In so many ways I think today’s Gospel incident speaks to all of this. On the one hand there is the issue of self-esteem. We don’t have to go to class reunions to feel put upon and put down or even to feel better about ourselves. All we have to do is pick up a magazine or watch television commercials to be reminded that what the world deems is really important in life is the amount of money in our bank account, the size of our stock portfolio, the care we drive, the number of toys we have – and that is for starters.

In so many ways success is our national battle cry. If the incident in the Gospel is any indication, that was also true in Jesus’ time. We eat success, breath it, caress it, baby it, and, even worse, judge ourselves by it. If we think we have lived up to society’s standards for success, we’re a success. Our ego is in good shape. We feel good about ourselves. But if we don’t think society sees us as a success, we then conclude that we must be failures.

Perhaps people of every generation and in every culture have always seemed to pay homage to the trinity of wealth, power and prestige. We bow down before them. If we cannot find them in life, we think we’ve missed our calling and that we are failures. And if we feel that way, we will never go to a class reunion. We would be too embarrassed, miserable failures that we are. To assert that we have it all wrong, that we have our priorities skewed, and that we are worshipping the wrong Trinity would be, I think, the truth.

Again, on the one hand Jesus is addressing the issue of self-esteem. In Jesus’ time in proper society where one sat at dinner was very important. One did not deign to sit above one’s station in life. Nor did one sit below. Everyone had his place in Jesus’s day -- his place: women had no place in Jewish society.

Notice that Jesus did not say that social customs were bad in and of themselves. They were neither good nor bad. In many ways, they were, and still are, morally neutral. When you or I give a party, we are free to invite anyone – and we do. We invite our friends. We invite people just like us. We don’t have to invite anyone we do not want to. To paraphrase that old Leslie Gore song: "It’s my party and I’ll invite whom I like to." And I do. And we do.

The issue of self-esteem and knowing one’s place in society led Jesus to the real issue at hand. The Gospel incident is asking us the highlighted question on our bulletin cover: "Who are our friends?"

What Jesus does in this passage, what he did throughout his life and ministry, was to remind us that conventional society and conventional wisdom may be all right for starters. But it is not enough. Not only do we not learn from people like us, we can easily forget that there are those who are different from us.
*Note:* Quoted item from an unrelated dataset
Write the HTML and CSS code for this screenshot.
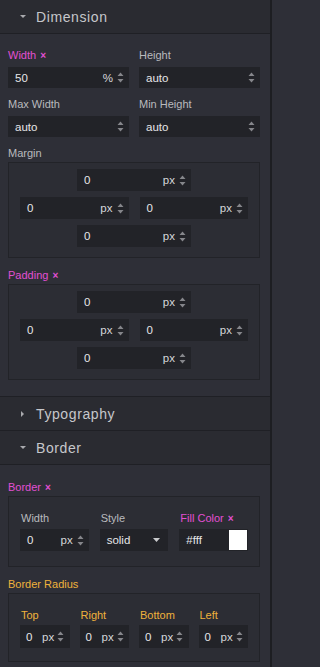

But because we are different than others does not mean that we are better than others, no matter how successful or powerful or prestigious we are – or how unimportant the other may seem to be.

In fact, if we want a short course on what our life as Christians is to be like, all we have to do is take another look at today’s Collect. There we are reminded that there are four basic steps in living out our faith.

First of all, we have to graft into our hearts the love of Jesus’s Name. That means that we have to see others as Jesus saw them. Everyone was Jesus’ friend, everyone. We must learn to see others as Jesus saw others: everyone is of equal value and worth no matter who they are, where they live, what they own or do not own. Thus, they are to be our friends.

As we grow into being able to see everyone with Jesus’s eyes, we need, as the Collect reminds is, to increase, to grow in the living out of our faith every day. We do that, most of the time, unknowingly because we grow so slowly in our understanding of what it means to be a Christian. Growing in faith comes not in quantum leaps but in tiny steps. So we have to keep on walking every day, working at understanding and living out what it means to be a Christian, understanding that everyone is to be our friend.

As we grow in love and understanding, we need to be fed, nourished, with all goodness. Just as one bad apple can spoil the whole bushel, so one sinful deed can cause us to backslide. Someone once said that we are what we eat. That’s as good a metaphor as any when it comes to understanding why we have a difficult time at times in living out our faith. For when we fill ourselves full of what the world deems healthy food, we discover that we may have a belly full of material gifts but are also starving ourselves to death spiritually. A good friend is of inestimable worth.

And finally, as we grow in love of God and others and self; as we continue to grow understanding what our faith is all about; as we feed our hearts and minds and souls with what is truly nourishing, we will bring forth the fruit of good works. We will do good deeds because we love the other, because we have come to understand that the other is not only our friend, but a brother or sister as well.

Yes, all that may sound more lyrical than real, more poetic than possible. But it is the truth. When we go to class reunions they may never give the place of honor to the most Christian person. The most successful person will win that honor every time. But as Jesus’s life reminds us, it is really not important what other people think about us, how they weigh us on the scale of success, how they measure our worth. What is truly important is that we have the heart and eyes and mind of Jesus, a heart and mind that says everyone is our friend because everyone is our brother or sister. Everything else is a distant second.